私は、昔、エンジニアと呼ばれる職業に従事していたことがある。(とはいっても、それはSEとか言われるものだったので、普通のエンジニアとはやや違うのかもしれないが、その点についての議論はまた別途とさせていただく。)そもそも、私が何故エンジニアを志したかといえば、1つの窓を通じて世界中の人たちとつながる衝撃が忘れられなかったからで、その頃は、窓の向こうには、たくさんの人やその人たちの思いがあると思い込んでいた。しかし、仕事で接する窓の向こうに待っていたのは、フローチャートとか数式にしないと会話をしてもらえない得体の知れない物体で、その物体と日々何時間も会話をしていると、世の中、全てイフ文とか論理的記号とか数値とかで表せてしまうのではないかという気になった、というか、正確には、そういうものだけが流通する思考回路が自分の頭の中の一部に勝手に作られてしまったように思う。こういう思考回路を、現実世界に適用してしまうと、「連中は何故夜間にプレーしないんだい?」という言葉が出てきてしまうのだろうが、現実は簡単なイフ文ですみわけを定義できるほど単純ではないだろう。



ジャン・ジグレール氏の『世界の半分が飢えるのはなぜ?』という本の最終節は、以下のような文章ではじまる。

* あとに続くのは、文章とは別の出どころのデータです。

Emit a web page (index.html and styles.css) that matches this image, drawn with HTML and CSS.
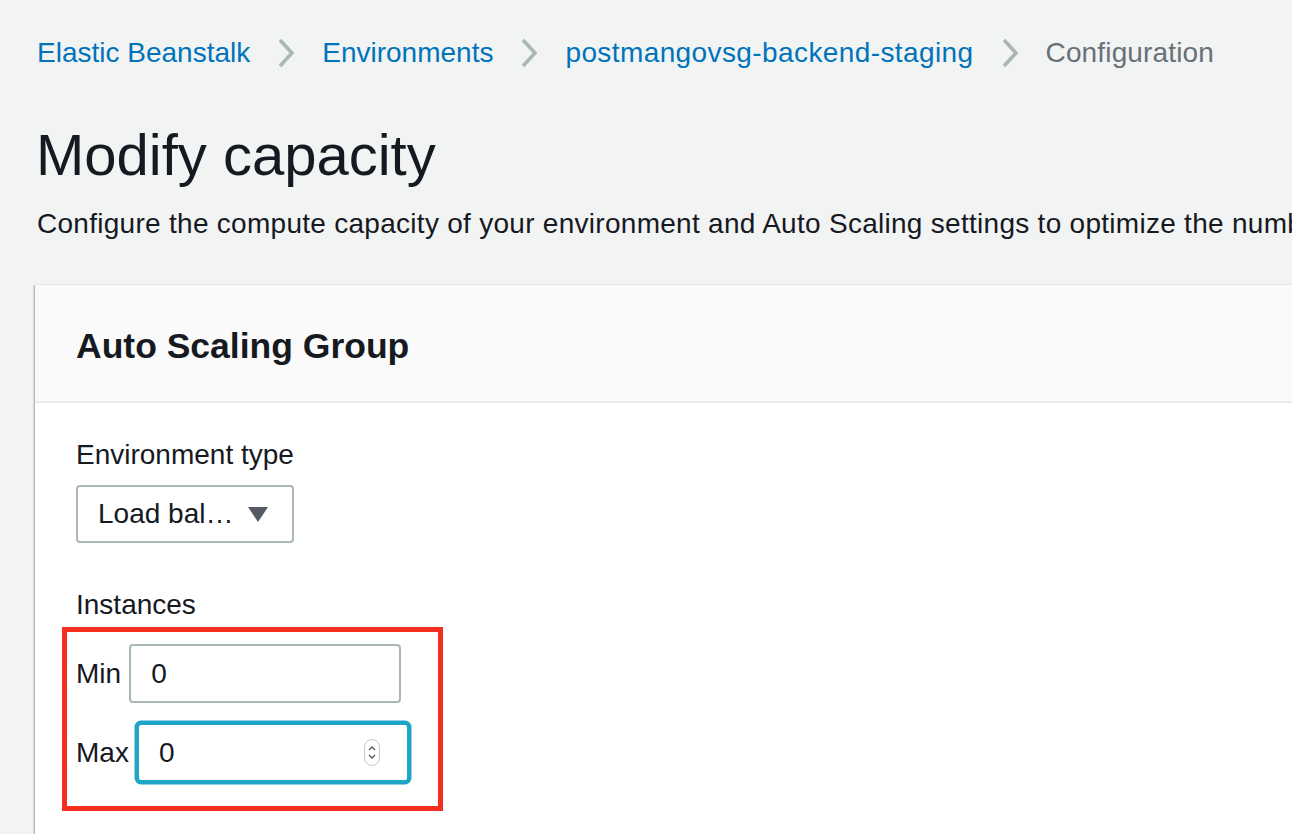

人間は自分以外の存在の痛みを感じ取れる唯一の生きものだという。

得体の知れない物体に対しては、普段、相手が痛みを感じているかどうかなんてことは考えたことがなかったが、少なくとも人間は痛みを感じる。そして、私たちは、すすんで夜間にゴルフをしないのはボールが見えないからだけではない、つまり、夜間にゴルフをしなければならないということは何らかの犠牲を強いられている、ということを感覚的には十分知っている。しかし、そういう感覚というのは、昼と夜でお互いすみわけられるという分かりやすい効果と比べて、形として捉えにくい部分があり、エンジニア的思考回路になっているときには、ついつい忘れられがちになってしまうところがあるように思う。(かなり自戒込み)



でも、別に、私は「こういうエンジニア的思考回路はいらないのだ!」と思っているわけではない。圏外からのひとこと 全体的最適化=無痛システムに関する社会システム論的考察 に戻るが、

だから、私の結論は陳腐なもので、システムは倫理的課題を解決しないし、倫理はシステム的課題を解決しないということだ。しかし、システムはシステム課題を解決することはできるし、それをやめるべきではない。ただし、その際に、その解決が倫理的課題をも解決したという幻想を持ってはいけない。幻想を持たずにシステム的解決を提示して、それが(ある人たちに)拒否されることによって、ひとつの倫理的な課題を明確化することができる。それがプログラマのすべきことだと思う。


システム的解決案がなかったとしたら、痛みという感覚が浮き彫りになることもなかったのではないか、ということがあるだろうし、てくのーと モヒカン族の仮定 に書かれているように、

artonさんの「世界中どこでも技術者は愛されている(多分)」を読んでも分かるように、そういう技術者のメンタリティ、流行り言葉で言えば「殺伐さ」は世間との折り合いが悪かったりもするんだけど(言及リンクとかTBスパムとかは結局そういう問題だと思う)、ソフトウエアはまずいところが有れば直せばいいんだから、開発者は殺伐と思いついたものを黙々と実装すればいいんじゃないかな、と開き直りつつある今日この頃。


結局、世界はそうやって、仮説を出して、現実世界に照らし合わせて、足りないものを考えて、また仮説を出して、というようにして、先に進んでいくのだという気がしている。